Una quinta portuguesa: la búsqueda de nuestra geografía

13/05/2025

Una quinta portuguesa. Avelina PratHace menos de tres años Avelina Prat sorprendió al embarcarse en la dirección cinematográfica con Vasil, la historia de un arquitecto jubilado y cascarrabias y de un inmigrante búlgaro más que avispado, y muy hábil jugando al ajedrez, que cruzan sus caminos, aportándose mutuamente riquezas inesperadas.

Algunos de los intereses que mostró Prat en esa primera película perviven en la segunda suya, que acaba de llegar a cines, fundamentalmente la atención a los cambios azarosos que la vida puede deparar y a las posibilidades de abrir las puertas a lo desconocido: sea no negándonos a saber más de quien viene de lejos o yéndonos, nosotros mismos, a otro lugar.

La alabada Una quinta portuguesa, el nuevo largometraje de esta cineasta que antes fue arquitecta, y que podemos deducir que sabe mucho de giros de guion, nos sitúa desde el principio ante la disolución silenciosa de una pareja, sin explicitar motivos: Milena regresa desde España a Serbia, su país, sin avisar ni despedirse, y Fernando, un profesor de geografía muy aficionado a los mapas, queda completamente desorientado.

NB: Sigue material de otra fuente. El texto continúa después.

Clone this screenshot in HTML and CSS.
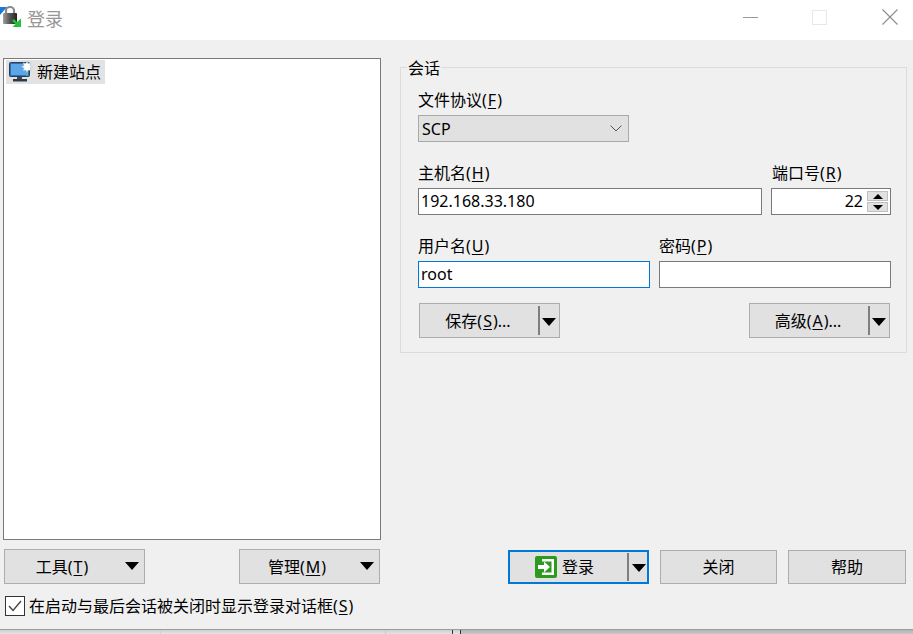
FILE: index.html
```html
<!DOCTYPE html>
<html lang="zh-CN">
<head>
<meta charset="utf-8">
<title>登录</title>
<link rel="stylesheet" href="styles.css">
</head>
<body>
<div class="window">
  <header class="titlebar">
    <svg class="app-icon" width="22" height="28" viewBox="0 0 22 28">
      <defs>
        <linearGradient id="lockBody" x1="0" y1="0" x2="1" y2="0">
          <stop offset="0" stop-color="#a0a0a0"/>
          <stop offset=".45" stop-color="#5a5a5a"/>
          <stop offset="1" stop-color="#222"/>
        </linearGradient>
      </defs>
      <path d="M6 13 V10.500 a4 3.500 0 0 1 8 0 V13" fill="none" stroke="#8a8a8a" stroke-width="2.200"/>
      <rect x="3" y="13" width="14" height="11" rx="1" fill="url(#lockBody)"/>
      <path d="M0 7 H7 L0 15 Z" fill="#1c78d8"/>
      <path d="M12 21 L14 19 L17 22 L21 18.500 V27 H12.500 L15.500 24 Z" fill="#23c03a"/>
    </svg>
    <span class="title">登录</span>
    <div class="win-controls">
      <span class="win-min"></span>
      <span class="win-max"></span>
      <svg class="win-close" width="16" height="16" viewBox="0 0 16 16"><path d="M.5 .5 L15.500 15.500 M15.500 .5 L.5 15.500" stroke="#8c8c8c" stroke-width="1.100" fill="none"/></svg>
    </div>
  </header>

  <main class="content">
    <section class="left">
      <div class="tree">
        <div class="tree-item">
          <svg class="tree-icon" width="24" height="22" viewBox="0 0 24 22">
            <rect x="0.5" y="1.500" width="20" height="14" rx="1" fill="#2f6fb5" stroke="#2a3f55"/>
            <rect x="2" y="3" width="17" height="11" fill="#5aa6e6"/>
            <rect x="17" y="14" width="2" height="1" fill="#46c04a"/>
            <rect x="8" y="16" width="5" height="2" fill="#3c4a57"/>
            <rect x="4" y="18" width="14" height="2.500" fill="#2d3a46"/>
            <path d="M18 0 l1.200 2.600 2.800 -.8 -1 2.800 2.600 1.200 -2.600 1.200 1 2.800 -2.800 -.8 -1.200 2.600 -1.200 -2.600 -2.800 .8 1 -2.800 -2.600 -1.200 2.600 -1.200 -1 -2.800 2.800 .8 z" fill="#fff" stroke="#9db4c8" stroke-width=".5"/>
          </svg>
          <span>新建站点</span>
        </div>
      </div>
      <div class="left-buttons">
        <button class="btn btn-tool"><span class="btn-label">工具(<u>T</u>)</span><i class="arrow"></i></button>
        <button class="btn btn-tool"><span class="btn-label">管理(<u>M</u>)</span><i class="arrow"></i></button>
      </div>
    </section>

    <section class="right">
      <div class="group">
        <span class="legend">会话</span>
        <label class="field field-protocol">
          <span class="field-label">文件协议(<u>F</u>)</span>
          <div class="combo"><span>SCP</span>
            <svg width="12" height="7" viewBox="0 0 12 7"><path d="M.5 .5 L6 6 L11.500 .5" fill="none" stroke="#555" stroke-width="1"/></svg>
          </div>
        </label>
        <div class="row row-host">
          <label class="field field-host">
            <span class="field-label">主机名(<u>H</u>)</span>
            <div class="input">192.168.33.180</div>
          </label>
          <label class="field field-port">
            <span class="field-label">端口号(<u>R</u>)</span>
            <div class="input input-port">
              <span>22</span>
              <div class="spinner">
                <span class="spin"><i class="tri-up"></i></span>
                <span class="spin"><i class="tri-down"></i></span>
              </div>
            </div>
          </label>
        </div>
        <div class="row row-user">
          <label class="field field-half">
            <span class="field-label">用户名(<u>U</u>)</span>
            <div class="input input-focus">root</div>
          </label>
          <label class="field field-half">
            <span class="field-label">密码(<u>P</u>)</span>
            <div class="input"></div>
          </label>
        </div>
        <div class="row row-actions">
          <button class="btn btn-split"><span class="btn-label">保存(<u>S</u>)...</span><i class="sep"></i><i class="arrow"></i></button>
          <button class="btn btn-split"><span class="btn-label">高级(<u>A</u>)...</span><i class="sep"></i><i class="arrow"></i></button>
        </div>
      </div>
      <div class="right-buttons">
        <button class="btn btn-login">
          <span class="btn-label"><svg width="22" height="22" viewBox="0 0 22 22">
              <rect width="22" height="22" rx="2" fill="#2b9a1e"/>
              <path d="M7 3 H19 V19 H7 V16.500 H16.500 V5.500 H7 Z" fill="#fff"/>
              <path d="M3 9 H9 V5.500 L15 11 L9 16.500 V13 H3 Z" fill="#fff"/>
            </svg><span>登录</span></span><i class="sep"></i><i class="arrow"></i>
        </button>
        <button class="btn btn-plain">关闭</button>
        <button class="btn btn-plain btn-help">帮助</button>
      </div>
    </section>
  </main>

  <div class="check-row">
    <span class="checkbox">
      <svg width="14" height="12" viewBox="0 0 14 12"><path d="M1 6 L5 10.500 L13 1" fill="none" stroke="#444" stroke-width="1.400"/></svg>
    </span>
    <span>在启动与最后会话被关闭时显示登录对话框(<u>S</u>)</span>
  </div>
</div>
<footer class="strip">
  <i class="seg seg-a"></i><i class="seg seg-b"></i><i class="seg seg-c"></i><i class="seg seg-d"></i><i class="seg seg-e"></i>
</footer>
</body>
</html>
```
FILE: styles.css
```css
* { box-sizing: border-box; }
html, body { margin: 0; padding: 0; }
body {
  width: 913px;
  height: 634px;
  overflow: hidden;
  background: #f0f0f0;
  color: #000;
  font: 16px/20px "Noto Sans", "Noto Sans CJK SC", sans-serif;
  display: flex;
  flex-direction: column;
}
u { margin: 0 1px; text-underline-offset: 2px; text-decoration-thickness: 1px; }
i { display: block; }

.window { height: 629px; display: flex; flex-direction: column; }

.titlebar {
  height: 40px;
  background: #fff;
  display: flex;
  align-items: flex-start;
}
.app-icon { flex: none; }
.title { margin: 8px 0 0 5px; color: #979797; font-size: 18px; line-height: 22px; }
.win-controls { margin-left: auto; display: flex; align-items: center; height: 34px; }
.win-min { width: 15px; height: 1px; background: #999; margin-right: 54px; }
.win-max { width: 15px; height: 15px; border: 1px solid #e8e8e8; margin-right: 55px; }
.win-close { margin-right: 15px; }

.content {
  height: 544px;
  display: flex;
  padding: 18px 0 0 3px;
}
.left { width: 378px; display: flex; flex-direction: column; }
.tree {
  height: 482px;
  background: #fff;
  border: 1px solid #7a7a7a;
  padding: 1px 2px;
}
.tree-item {
  width: 99px;
  height: 24px;
  background: #e2e2e2;
  display: flex;
  align-items: center;
  gap: 4px;
  padding-left: 3px;
}
.tree-icon { flex: none; }
.left-buttons {
  display: flex;
  justify-content: space-between;
  margin: 9px 1px 0;
}

.btn {
  display: flex;
  flex: none;
  align-items: center;
  height: 35px;
  padding: 0;
  background: #e1e1e1;
  border: 1px solid #adadad;
  font: inherit;
  color: inherit;
}
.btn-label { display: flex; flex: 1; align-items: center; justify-content: center; white-space: pre; }
.arrow {
  width: 0;
  height: 0;
  border-style: solid;
  border-width: 8px 7.5px 0;
  border-color: #000 transparent transparent;
}
.sep { width: 2px; height: 29px; background: #7f7f7f; }

.btn-tool { width: 141px; }
.btn-tool .btn-label { padding: 0 14px 0 8px; }
.btn-tool .arrow { margin: 0 5px 1px 0; }

.right { margin-left: 19px; width: 507px; display: flex; flex-direction: column; }
.group {
  position: relative;
  height: 286px;
  margin-top: 9px;
  border: 1px solid #dcdcdc;
  padding: 21px 15px 0 17px;
}
.legend {
  position: absolute;
  left: 6px;
  top: -9px;
  background: #f0f0f0;
  padding: 0 1px;
  line-height: 18px;
}
.field { display: flex; flex-direction: column; gap: 4px; }
.field-label { display: block; line-height: 22px; height: 22px; }
.field-protocol { width: 211px; }
.combo {
  height: 27px;
  background: #e1e1e1;
  border: 1px solid #a9a9a9;
  display: flex;
  align-items: center;
  justify-content: space-between;
  padding: 0 6px 0 3px;
}
.row { display: flex; }
.row-host { margin-top: 20px; gap: 9px; }
.field-host { width: 344px; }
.field-port { width: 120px; }
.field-port .field-label { padding-left: 1px; }
.input {
  height: 27px;
  background: #fff;
  border: 1px solid #7a7a7a;
  padding: 0 2px;
  line-height: 25px;
}
.input-port { display: flex; justify-content: flex-end; gap: 4px; padding-right: 2px; }
.spinner { display: flex; flex-direction: column; gap: 1px; padding-top: 2px; }
.spin {
  width: 21px;
  height: 10px;
  background: #e1e1e1;
  border: 1px solid #c0c0c0;
  display: flex;
  align-items: center;
  justify-content: center;
}
.tri-up { width: 0; height: 0; border-style: solid; border-width: 0 5px 5px; border-color: transparent transparent #000; }
.tri-down { width: 0; height: 0; border-style: solid; border-width: 5px 5px 0; border-color: #000 transparent transparent; }

.row-user { margin-top: 20px; gap: 9px; }
.field-half { width: 232px; }
.input-focus { border-color: #0078d7; }

.row-actions { margin-top: 15px; padding: 0 1px; justify-content: space-between; }
.btn-split { width: 141px; }
.btn-split .btn-label { padding-right: 3px; }
.btn-split .sep { margin-left: -1px; }
.btn-split .arrow { margin: 2px 3px 0 2px; }

.right-buttons {
  display: flex;
  margin: 197px 0 0 108px;
  gap: 11px;
}
.btn-login { width: 141px; height: 34px; border: 2px solid #0078d7; }
.btn-login .btn-label { gap: 5px; padding-right: 8px; }
.btn-login .sep { height: 28px; }
.btn-login .arrow { margin: 2px 1px 0 3px; }
.btn-plain { width: 117px; height: 34px; justify-content: center; }
.btn-help { width: 118px; }

.check-row {
  display: flex;
  align-items: center;
  gap: 4px;
  margin: 12px 0 0 5px;
  height: 20px;
}
.checkbox {
  width: 20px;
  height: 20px;
  background: #fff;
  border: 1px solid #333;
  display: flex;
  align-items: center;
  justify-content: center;
}

.strip {
  height: 5px;
  border-top: 1px solid #9c9c9c;
  display: flex;
}
.seg { height: 100%; background: linear-gradient(#d0d0d0, #e4e4e4); }
.seg-a { width: 161px; border-right: 1px solid #cfcfcf; }
.seg-b { width: 225px; border-right: 1px solid #c8c8c8; }
.seg-c { width: 67px; border-right: 1px solid #333; }
.seg-d { width: 8px; border-right: 1px solid #333; }
.seg-e { flex: 1; background: linear-gradient(#b4b4b4, #c8c8c8); }
```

Los motivos de ese viaje abrupto los intuiremos más tarde, pero de entrada Fernando siente la necesidad de emprender otro, sin duración ni destino determinado, que en un primer momento lo conduce a la costa portuguesa en una estación en que el turismo no la inunda. Allí conoce a Manuel, un jardinero extremeño sin ataduras familiares que acude donde su trabajo le llama, que le confiesa su atracción por Portugal… y que fallece inesperadamente junto a su amigo, sin darle tiempo a empezar una taza de café frente al mar.

En ese punto, el personaje de Fernando (uno de los mejores roles de Manolo Solo hasta la fecha) podría haber caído en el bucle del pesimismo de quien parece portar consigo la mala suerte allí donde va. Del gafe. Pero a falta de mejores planes y dejándose llevar por las palabras de Manuel y por otra de sus querencias, las plantas, adopta el que debiera haber sido el oficio de aquel y pone rumbo a la quinta que da título a la película, en el norte lluvioso de Portugal.

Comienza entonces una segunda parte de la trama, y de la vida de Manolo, entre naranjos y perejil y sobre todo dejándose rodear por quienes habitan la finca y trabajan en ella: la heredera Amalia (María de Medeiros) y la cocinera Rita (Rita Cabaço), cuyas relaciones son sencillas, apacibles y sin ningún deje de tensión artificial. Ocasionalmente acompañan a Amalia amigos que conoció durante su juventud en Angola; saben entenderse, porque el regreso a Portugal para ellos no fue demasiado cálido tras el conflicto colonial.

En este punto se introduce en la película cierta idealización, una visión pintoresquista, de la vida rural y del carácter teóricamente portugués (abundando en su melancolía o su romanticismo; en figuras, por lo demás encantadoras, de ladrones que no roban a quienes encuentran muertos y maridos que buscan en los acantilados los fantasmas de sus mujeres fallecidas). Pero no son demasiadas ni demasiado obvias las secuencias en las que esa mirada se alimenta: se hará posible pensar que esta quinta, en el pasado más extensa y poblada de almendras, es el paraíso inesperado en el que Fernando encuentra su sitio, el que responde a sus anhelos de simplicidad en un momento para él complicado y a su carácter templado; quizá no un paraíso universal. Incluso Amalia, la desconocida que le ofrece su amabilidad y respeta su misterio, necesita alejarse de la finca a veces y no regresa en el mejor de los estados.

Tiene la pericia Prat de introducir intriga cuando el rumbo del protagonista parecía asentado (el supuesto retorno a España de su esposa; su trato con esa otra mujer serbia que, como en el caso de Vasil, llega de improviso a su vida), pero también de no dejar que esas tramas tardías tuerzan el camino de Fernando. Irremediablemente ligado ya a un paisaje y a esos amables desconocidos.